Bittersweet sounds the thoughts
.
Say Sue Me’s music, infused with that mix of melodicism, melancholy, and uplift, so peculiar to indie, is captured on one of Where We Were Together’s key songs - ‘But I Like You’: “I’m full of things I hate, but I like you/I like you liking me/Yet I’m full of things I hate.”
In a previous interview, Sumi admitted: “I have so many complaints about my ideas and myself and everything in this world.” When I ask her, for this interview, why that is, she replies: “Probably this is the story that came out of the process of trying to fix this pessimistic habit. I don’t know why, I just seem to be such a personality. But pessimism seems to be too easy, so I am trying to fix it. Contradictory emotions are always together and sometimes I am afraid of being too sure about something. But I think I’m getting better.”
The band’s most recent single, the slightly country tinged ‘At The End Of The Road’, saw the political being combined with the personal, as it tackles the subject of the pollution of the sea: “We only know how to mess it up. We abandon, destroy, crush, and pollute. Pretending not to know.”
“There is a big island called Jeju in Korea,” says Sumi. “One of the teams at the site made a project to produce LPs from plastic waste in the sea.
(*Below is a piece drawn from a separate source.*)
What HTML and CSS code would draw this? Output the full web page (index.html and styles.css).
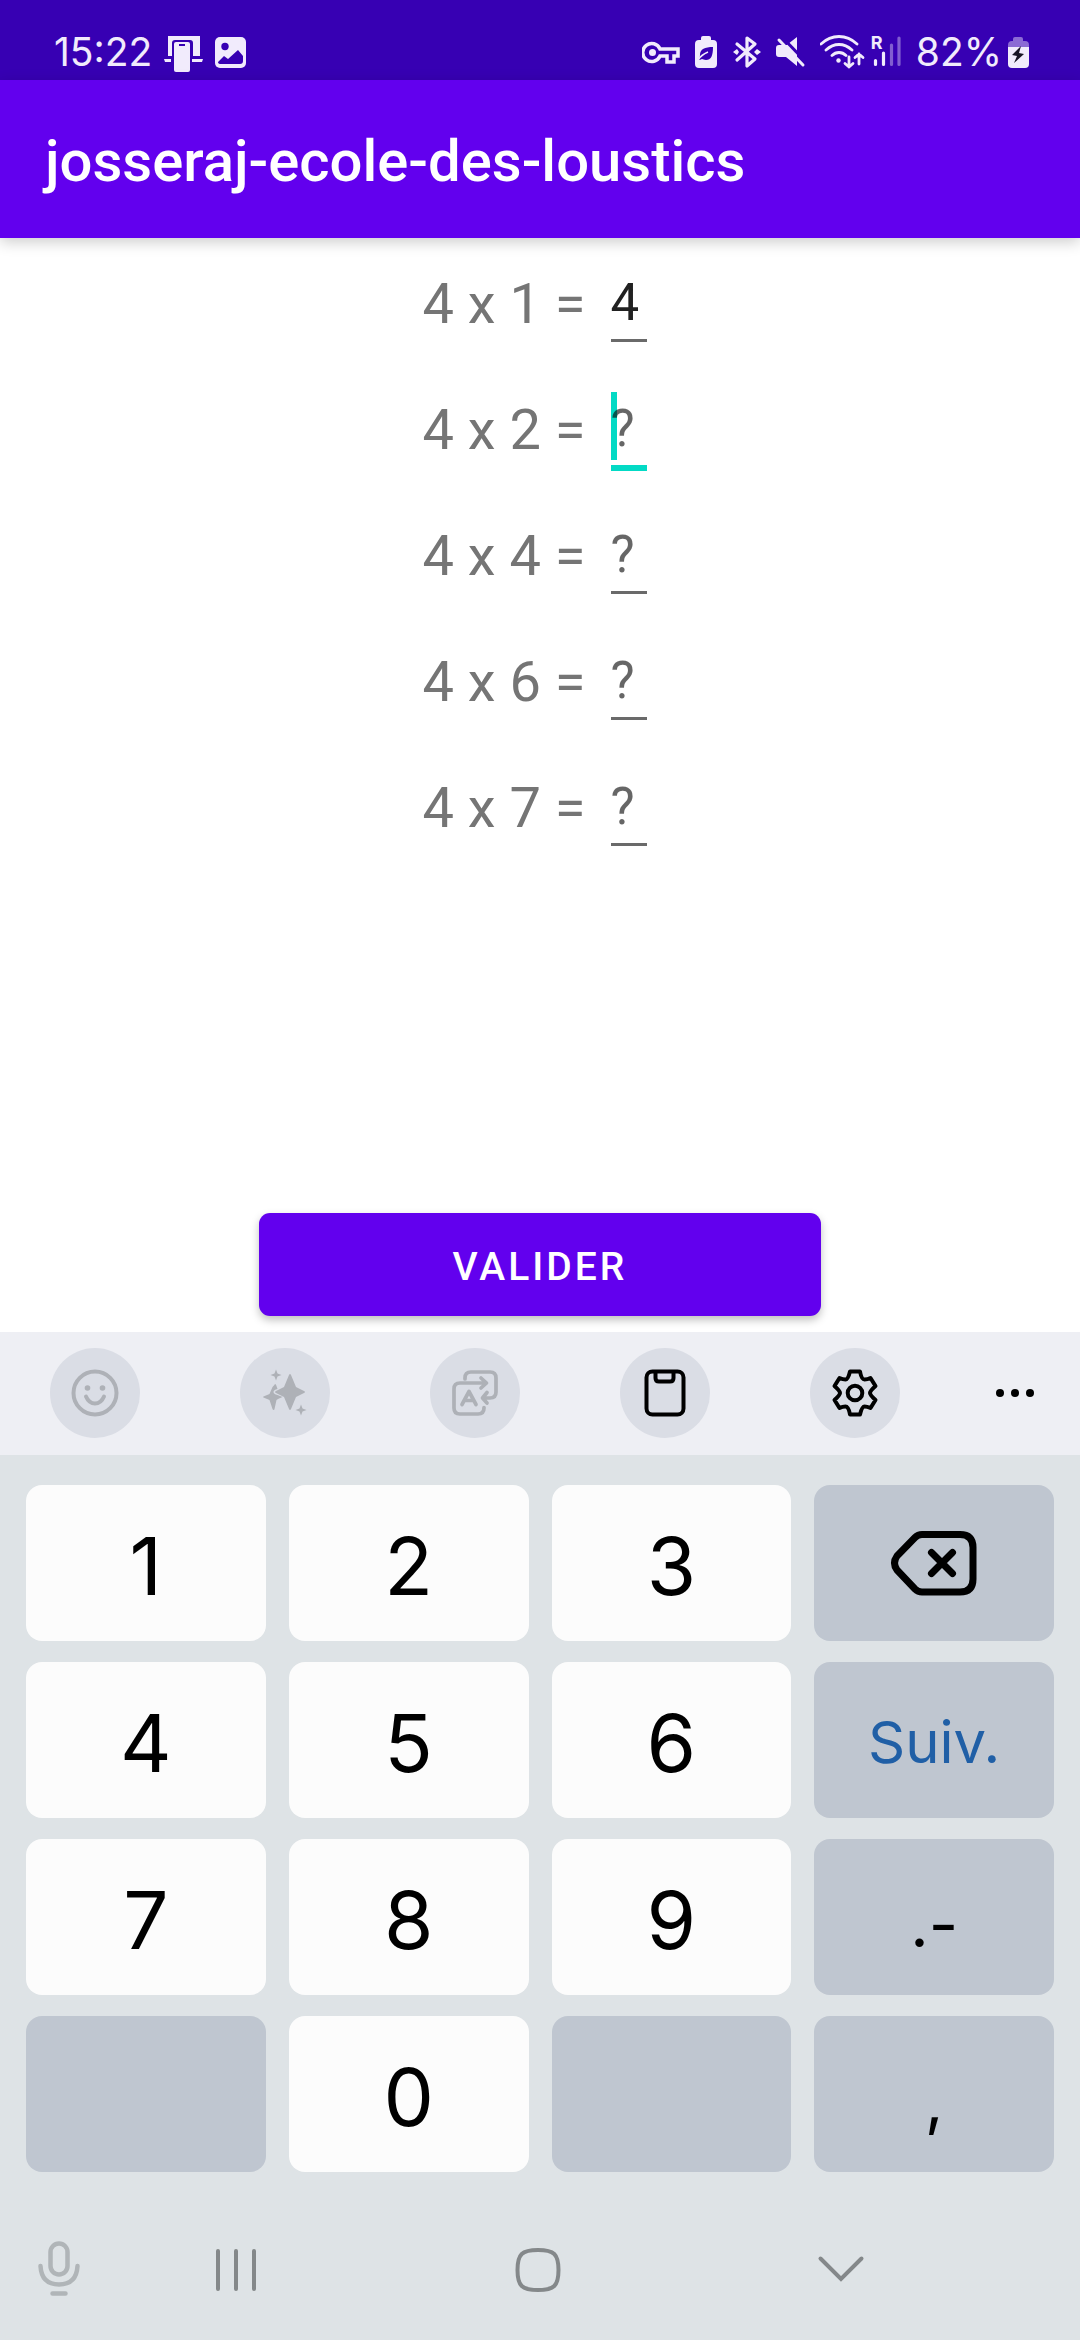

We wrote ‘At The End Of The Road’ for the project. We thought of the sea as the one who gave it all away, and are saying that we only ruin it, pretending we don’t know, in a straightforward way.”
Say Sue Me are enjoying their rising profile and increasing success, and while Sumi admits, “no one knows how it will change” going into the future, she takes inspiration from his idols, the long-running indie institution that is Yo La Tengo. “Yo La tengo is comfortable and cool without any unnaturalness,” she says. “It’s so cool they make all of their various genres into their own. It is also wonderful to have the same band for a long time. It is not easy for anything to be steady for a long time.”